PPod4You Editorial Team
2026-06-14
10 min read

A practical guide to choosing the right podcast publishing schedule, with tradeoffs for weekly, biweekly, seasonal, and daily formats.

Choosing a podcast publishing schedule is less about finding a universal best practice and more about matching your format, capacity, and growth goals to a cadence you can sustain. This guide compares weekly, biweekly, seasonal, and daily podcast publishing schedules, explains the tradeoffs behind each option, and gives you a practical way to decide when to publish more often, when to slow down, and when to rethink your current approach.

Overview

If you are asking how often should you publish a podcast, the most useful answer is: often enough to build listener trust, but not so often that quality, consistency, or your workflow collapses.

Many creators start with the wrong question. They ask whether a weekly show grows faster than a biweekly podcast, or whether publishing daily is better for discovery. Those questions matter, but they come after a more basic one: what schedule can you keep for the next three to six months without rushing the work?

A podcast publishing schedule is not just a calendar choice. It affects:

  • episode quality and editing time
  • guest booking and preparation
  • show notes and transcript production
  • promotion and content repurposing
  • listener expectations and retention
  • your ability to keep publishing when life gets busy

In practice, the best podcast cadence is usually the one that protects consistency. Audiences can adapt to weekly, biweekly, or seasonal releases if the show is clear about its rhythm and follows through. What hurts more is irregular publishing: three episodes in ten days, then nothing for six weeks.

Here is a simple framing:

  • Weekly is often the default for creators who want steady momentum and regular listener habits.
  • Biweekly works well when production is more involved or the show supports a broader content repurposing workflow.
  • Seasonal fits narrative, educational, or limited-run formats that need batching and reset points.
  • Daily can work for short-form commentary, news, or habit-based formats, but only when production is highly streamlined.

There is no single correct podcast consistency benchmark. The right answer changes as your show, team capacity, monetization goals, and publishing system change.

How to compare options

The easiest way to compare podcast publishing schedules is to score each cadence against the same operational questions. Instead of asking which option sounds ambitious, ask which one is realistic across the full publishing cycle.

1. Start with your true episode workload

One episode does not only mean recording. For most shows, the real workflow includes topic planning, outlining, guest coordination, recording, editing, title writing, show notes, transcripts, publishing in your host, checking the podcast RSS feed setup, promotion, and follow-up.

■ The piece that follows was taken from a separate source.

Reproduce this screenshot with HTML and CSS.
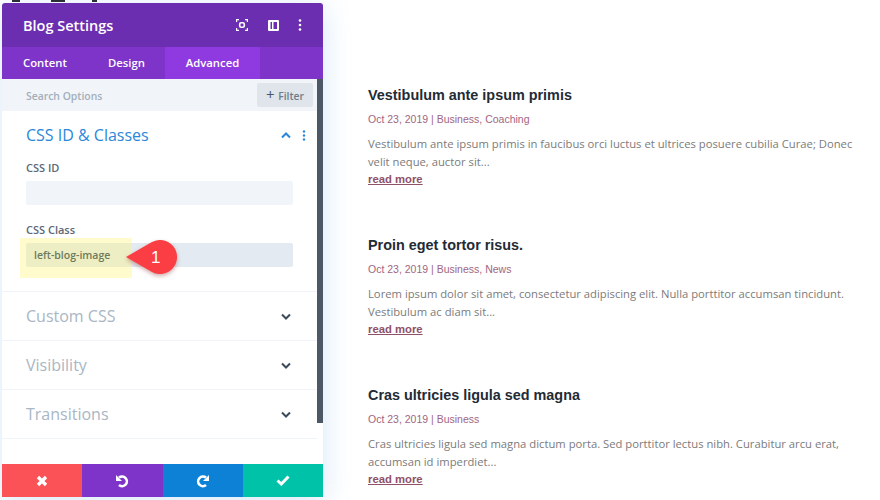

If your show also becomes a blog post, newsletter, clips, or social posts, your cadence decision is also a content repurposing decision. A weekly audio release may become five or six publishing tasks elsewhere.

If you need help mapping that system, a structured workflow like Content Repurposing Workflow: One Podcast Episode Into Blog, Newsletter, Social Posts, and Shorts can show whether your schedule is realistic across channels, not just inside your podcast host.

2. Match cadence to format complexity

A solo commentary show can usually support a faster publishing schedule than an interview show with multiple guests, and both are simpler than a narrative or documentary-style podcast.

As a rule of thumb:

  • Simple format: solo episodes, brief updates, Q&A, reactions
  • Moderate format: standard interviews, recurring co-host conversations
  • Complex format: research-heavy explainers, multi-guest episodes, narrative editing, sound design

The more variables you manage, the more dangerous an aggressive cadence becomes.

3. Account for your backlog, not just your ambition

Publishing cadence feels very different when you are six episodes ahead versus finishing each episode the night before release. If you have no buffer, a weekly schedule may function like a crisis. If you have a three- to six-episode backlog, the same weekly schedule may feel manageable.

This is why editorial planning matters. A reliable calendar helps you see your real capacity before missed deadlines pile up. For a practical planning framework, see Editorial Calendar for Podcasters and Bloggers: What to Track Every Week and Month.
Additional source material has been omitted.